Egal, ob in den Städten oder Dörfern: Der Großteil der Übergriffe erfolgt in alltäglichen Kontrollsituationen. »Der unkontrollierte Umgang mit Alkohol und Drogen ist in vielen Fällen Auslöser für Fehlverhalten«, so Möller. »Hinzu kommt sehr häufig ein Solidarisierungseffekt bei weiteren Personen, der sich in der Behinderung des Polizeieinsatzes, in Beschimpfungen oder gar in körperlichen Übergriffen ausdrückt.«
Unter solchen Attacken leidet auch die Arbeit des Rettungsdienstes, teilt der DRK Rettungsdienst Mittelhessen (RDMH) mit, der weite Teile des Vogelsbergkreises abdeckt. 2022 habe es mehrere Vorfälle gegeben, bei denen Mitarbeiter verbal oder körperlich angegriffen wurden, obwohl diese nur Helfen wollten. Betroffene können solche Vorfälle über ein internes System melden, dieses registrierte 2022 vier Übergriffe: Zwei körperliche und ein rein verbaler Angriff sowie eine versuchte körperliche Attacke.
Das sei kein neues Phänomen und sorge für eine starke Belastung der Betroffenen, erklärt Sabine Grebe vom RDMH: »Das sind sehr belastende Situationen für die Mitarbeiter, die vor allem Unverständnis hervorrufen.« Zumal oftmals die Hintergründe solcher Übergriffe nicht nachvollziehbar seien: »In vielen Fällen stehen die Menschen unter Alkohol-, Drogen- oder Medikamenteneinfluss. Der Schockzustand nach Unfallsituationen und der Stress, der daraus resultiert, sind sicher ebenfalls Faktoren«, sagt Grebe. Doch damit ließen sich längst nicht alle Übergriffe erklären.
Wie schwer die Situation für die Rettungskräfte ist, sieht man auch daran, dass eine psychosoziale Notbetreuung für die Betroffenen angeboten wird. Diese beschäftigt sich mit den psychischen Belastungen, denen Einsatzkräfte in Notfallsituationen ausgesetzt sind. Dafür werden sogenannte »Peers« eingesetzt, die aus der Mitarbeiterschaft stammen.
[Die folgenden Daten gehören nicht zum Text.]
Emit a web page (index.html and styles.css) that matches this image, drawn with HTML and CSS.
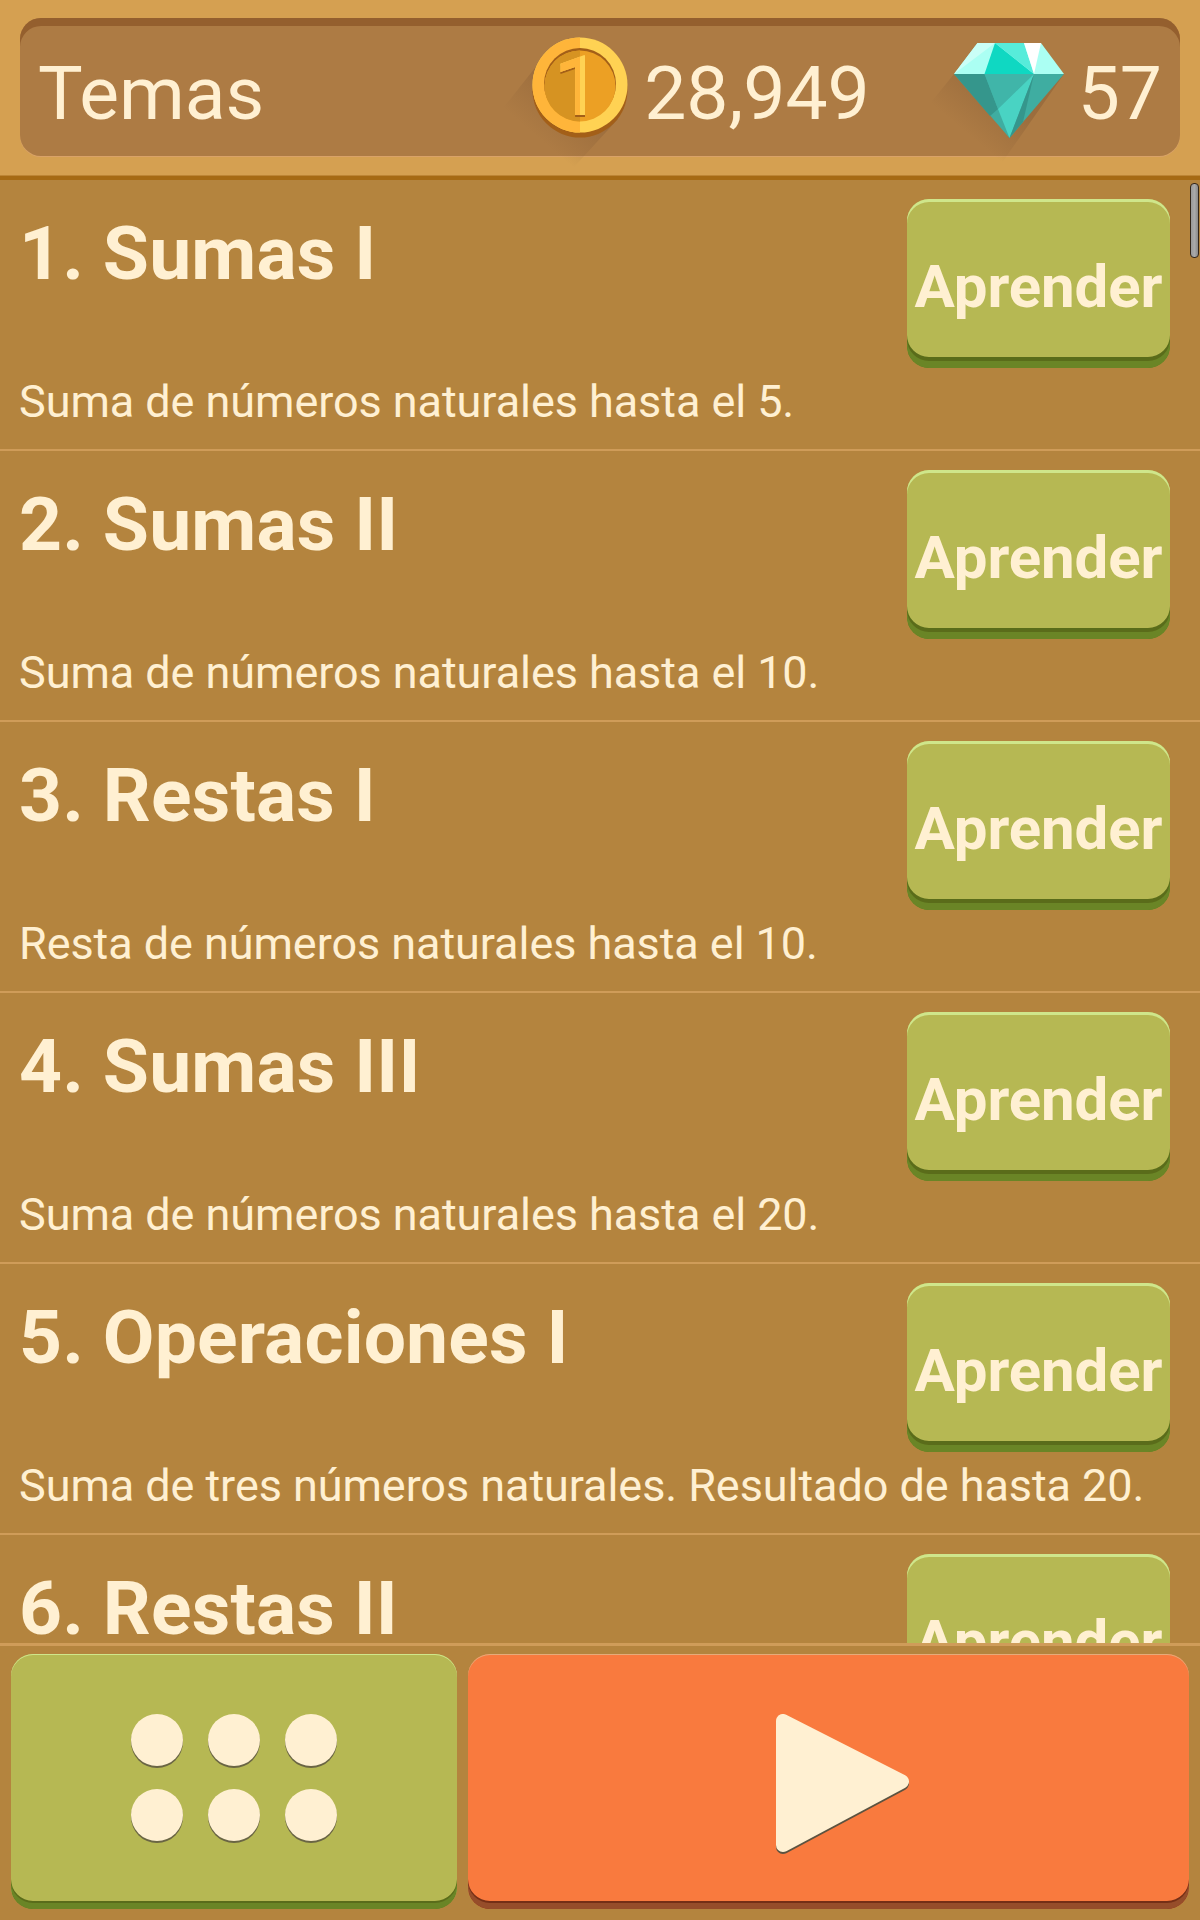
FILE: index.html
```html
<!DOCTYPE html>
<html lang="es">
<head>
    <meta charset="UTF-8">
    <meta name="viewport" content="width=device-width, initial-scale=1.0">
    <title>Temas</title>
    <link rel="stylesheet" href="styles.css">
</head>
<body>
    <header class="header">
        <div class="panel">
            <h1>Temas</h1>
            <div class="counter coins">
                <svg class="coin" width="96" height="102" viewBox="0 0 96 102">
                    <defs>
                        <linearGradient id="shade" gradientUnits="userSpaceOnUse" x1="60" y1="50" x2="12" y2="106">
                            <stop offset="0.2" stop-color="#7a5230" stop-opacity="0.35"/>
                            <stop offset="1" stop-color="#7a5230" stop-opacity="0"/>
                        </linearGradient>
                        <clipPath id="left-half"><rect x="0" y="0" width="48" height="102"/></clipPath>
                    </defs>
                    <path d="M6 27L-32 75L42 130L86 82Z" fill="url(#shade)"/>
                    <circle cx="48" cy="53" r="47.5" fill="#a35f18"/>
                    <circle cx="48" cy="48" r="47.5" fill="#ffd253"/>
                    <circle cx="48" cy="48" r="47.5" fill="#ffb53a" clip-path="url(#left-half)"/>
                    <circle cx="48" cy="47" r="36" fill="#a35f18"/>
                    <circle cx="48" cy="49" r="35.5" fill="#eca024"/>
                    <circle cx="48" cy="49" r="35.5" fill="#d69322" clip-path="url(#left-half)"/>
                    <text class="coin-digit coin-digit-shadow" x="21.5" y="80">1</text>
                    <text class="coin-digit" x="21.5" y="78">1</text>
                    <text class="coin-digit coin-digit-left" x="21.5" y="78" clip-path="url(#left-half)">1</text>
                </svg>
                <span>28,949</span>
            </div>
            <div class="counter gems">
                <svg class="gem" width="110" height="96" viewBox="0 0 110 96">
                    <defs>
                        <linearGradient id="gem-shade" gradientUnits="userSpaceOnUse" x1="60" y1="40" x2="16" y2="93">
                            <stop offset="0.2" stop-color="#7a5230" stop-opacity="0.35"/>
                            <stop offset="1" stop-color="#7a5230" stop-opacity="0"/>
                        </linearGradient>
                    </defs>
                    <path d="M0 31L-30 68L45 124L110 31Z" fill="url(#gem-shade)"/>
                    <path d="M23.500 0H87L110 31H0Z" fill="#abfff3"/>
                    <path d="M23.500 0H41L0 31Z" fill="#cafff7"/>
                    <path d="M41 0L80 31H30.500Z" fill="#0fd8c2"/>
                    <path d="M41 0H70L80 31Z" fill="#57ecda"/>
                    <path d="M70 0H87L80 31Z" fill="#fff"/>
                    <path d="M0 31H110L55.500 95Z" fill="#3fada1"/>
                    <path d="M0 31H30.500L44 66L36 73Z" fill="#35968c"/>
                    <path d="M30.500 31H80L44 66Z" fill="#40b5a9"/>
                    <path d="M80 31L44 66L55.500 95Z" fill="#49d3c3"/>
                    <path d="M80 31L69 79L55.500 95Z" fill="#35968c"/>
                </svg>
                <span>57</span>
            </div>
        </div>
    </header>

    <main class="topics">
        <section class="topic">
            <h2>1. Sumas I</h2>
            <button class="learn">Aprender</button>
            <p>Suma de números naturales hasta el 5.</p>
        </section>
        <section class="topic">
            <h2>2. Sumas II</h2>
            <button class="learn">Aprender</button>
            <p>Suma de números naturales hasta el 10.</p>
        </section>
        <section class="topic">
            <h2>3. Restas I</h2>
            <button class="learn">Aprender</button>
            <p>Resta de números naturales hasta el 10.</p>
        </section>
        <section class="topic">
            <h2>4. Sumas III</h2>
            <button class="learn">Aprender</button>
            <p>Suma de números naturales hasta el 20.</p>
        </section>
        <section class="topic">
            <h2>5. Operaciones I</h2>
            <button class="learn">Aprender</button>
            <p>Suma de tres números naturales. Resultado de hasta 20.</p>
        </section>
        <section class="topic">
            <h2>6. Restas II</h2>
            <button class="learn">Aprender</button>
        </section>
        <div class="scrollbar"></div>
    </main>

    <footer class="actions">
        <button class="menu" aria-label="Menú">
            <span class="dot"></span><span class="dot"></span><span class="dot"></span>
            <span class="dot"></span><span class="dot"></span><span class="dot"></span>
        </button>
        <button class="play" aria-label="Jugar">
            <svg width="134" height="141" viewBox="0 0 134 141">
                <path d="M7 9V131L126 67.500Z" transform="translate(0 2)" fill="#5c5340" stroke="#5c5340" stroke-width="14" stroke-linejoin="round"/>
                <path d="M7 7V131L126 67.500Z" fill="#fff0d2" stroke="#fff0d2" stroke-width="14" stroke-linejoin="round"/>
            </svg>
        </button>
    </footer>
</body>
</html>
```
FILE: styles.css
```css
* {
    box-sizing: border-box;
}
body {
    margin: 0;
    width: 1200px;
    height: 1920px;
    overflow: hidden;
    display: flex;
    flex-direction: column;
    font-family: Roboto, sans-serif;
    color: #fff0d2;
    background: #b4843e;
}
h1, h2, p {
    margin: 0;
}
button {
    border: none;
    padding: 0;
    font-family: inherit;
    color: inherit;
}

/* top bar */
.header {
    height: 180px;
    flex: none;
    padding: 18px 20px 0;
    background: #d5a051;
    border-bottom: 4px solid #a66a14;
    box-shadow: inset 0 -1px 0 #bd8535;
}
.panel {
    height: 138px;
    padding: 0 18px;
    border-radius: 21px;
    background: #ad7b44;
    box-shadow: inset 0 8px 0 #945f2e, 0 1px 0 #d9a268;
    display: flex;
    align-items: center;
    font-size: 75px;
    line-height: 88px;
}
.panel h1 {
    font-size: 75px;
    font-weight: 400;
    padding-top: 12px;
}
.counter {
    display: flex;
    align-items: center;
}
.counter span {
    padding-top: 12px;
}
.counter svg {
    overflow: visible;
}
.coin {
    margin-top: 2px;
}
.gem {
    margin-top: 8px;
}
.coins {
    margin-left: auto;
    gap: 16px;
}
.gems {
    margin-left: 84px;
    gap: 14px;
}
.coin-digit {
    font-size: 84px;
    font-weight: 500;
    fill: #ffd253;
}
.coin-digit-left {
    fill: #ffb53a;
}
.coin-digit-shadow {
    fill: #a35f18;
}

/* list */
.topics {
    flex: 1;
    min-height: 0;
    overflow: hidden;
    position: relative;
}
.topic {
    height: 271px;
    padding: 19px 30px 0 19px;
    display: grid;
    grid-template-columns: 1fr 263px;
    grid-template-rows: 169px 1fr;
    border-bottom: 2px solid #cf9c59;
}
.topic h2 {
    font-size: 75px;
    line-height: 88px;
    letter-spacing: 0.15px;
    padding-top: 10px;
}
.topic p {
    grid-column: 1 / 3;
    font-size: 45px;
    line-height: 53px;
    letter-spacing: -0.07px;
    padding-top: 7px;
    white-space: nowrap;
}
.learn {
    height: 169px;
    border-radius: 22px;
    font-size: 60px;
    font-weight: 700;
    line-height: 70px;
    letter-spacing: -0.1px;
    padding-top: 6px;
    background: #b6b853;
    box-shadow: inset 0 3px 0 #cfe68b, inset 0 -7px 0 #6a8526, inset 0 -11px 0 #5a6c1a;
}
.scrollbar {
    position: absolute;
    top: 3px;
    right: 1px;
    width: 9px;
    height: 75px;
    border: 1px solid #33261a;
    border-radius: 4px;
    background: linear-gradient(to right, #999, #aaa, #8a8a8a);
}

/* bottom buttons */
.actions {
    flex: none;
    height: 277px;
    padding: 8px 11px 11px;
    border-top: 3px solid #cf9c59;
    display: flex;
    gap: 11px;
}
.menu, .play {
    height: 255px;
    border-radius: 22px;
}
.menu {
    width: 446px;
    padding-bottom: 8px;
    display: grid;
    grid-template-columns: repeat(3, 52px);
    gap: 23px 25px;
    place-content: center;
    background: #b6b853;
    box-shadow: inset 0 1px 0 #cfe68b, inset 0 -6px 0 #6a8526, inset 0 -8px 0 #5a6c1a;
}
.dot {
    height: 52px;
    border-radius: 50%;
    background: #fff0d2;
    box-shadow: 0 2px 0 #6a6544;
}
.play {
    flex: 1;
    padding: 9px 0 0 28px;
    background: #f97a3e;
    box-shadow: inset 0 1px 0 #e5ab7a, inset 0 -6px 0 #964d2a, inset 0 -8px 0 #752f16;
}
```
Diese verfügen über langjährige Diensterfahrung und haben eine spezielle Ausbildung für diese Aufgabe durchlaufen. »Ziel ist es, nach belastenden Ereignissen eine Unterstützung anzubieten und so deren Folgen zu reduzieren«, sagt Grebe.
Auch die Einsatzkräfte der Feuerwehren dürfen sich oftmals dumme Kommentare von sogenannten Bordsteinkommandanten anhören oder bei abgesperrten Straßen Diskussionen mit Verkehrsteilnehmern führen. Das kann ebenfalls zu Eskalationen führen. Dem Kreis ist, neben den vier Angriffen auf Mitarbeiter des RDMH ein fünfter Fall bekannt, bei dem ein Mitglied der Feuerwehr am Einsatzort angegangen wurde.
Im Kreis sieht man wie bei der Polizei eine steigende Tendenz von Angriffen, wenn auch noch auf niedrigem Niveau, erklärt Kreispressesprecher Christian Lips. Allerdings dürfte die Dunkelziffer hier deutlich höher liegen, da viele verbale Übergriffe zu keiner offiziellen Anzeige führen würden. Sowohl seitens des Rettungsdienstes als auch der Polizei wurden deshalb Schritte unternommen, um solchen Übergriffen vorzubeugen: »Bereits seit Jahren werden zudem regelmäßig Deeskalationstrainings innerhalb der Pflichtfortbildungen absolviert. Diese sind auch Teil der Notfallsanitäterausbildung«, erklärt Grebe. Dabei gehe es darum, das Rettungsdienstpersonal für Gefahrensituationen zu sensibilisieren und in Kommunikation zu schulen.
Ansonsten gelte, dass Einsatzkräfte sich defensiv verhalten und bei Übergriffen die Polizei schnellstmöglich hinzuziehen sollten. Die Polizei investiert seit Jahren in mehr Ausrüstung und Ausbildung: Body-Cams sollen dem Schutz der Beamten dienen und gleichzeitig Beweismaterial liefern. Daneben werden Polizisten im Hinblick auf mögliche Gefahren- und Konfliktsituationen fortwährend sensibilisiert und geschult.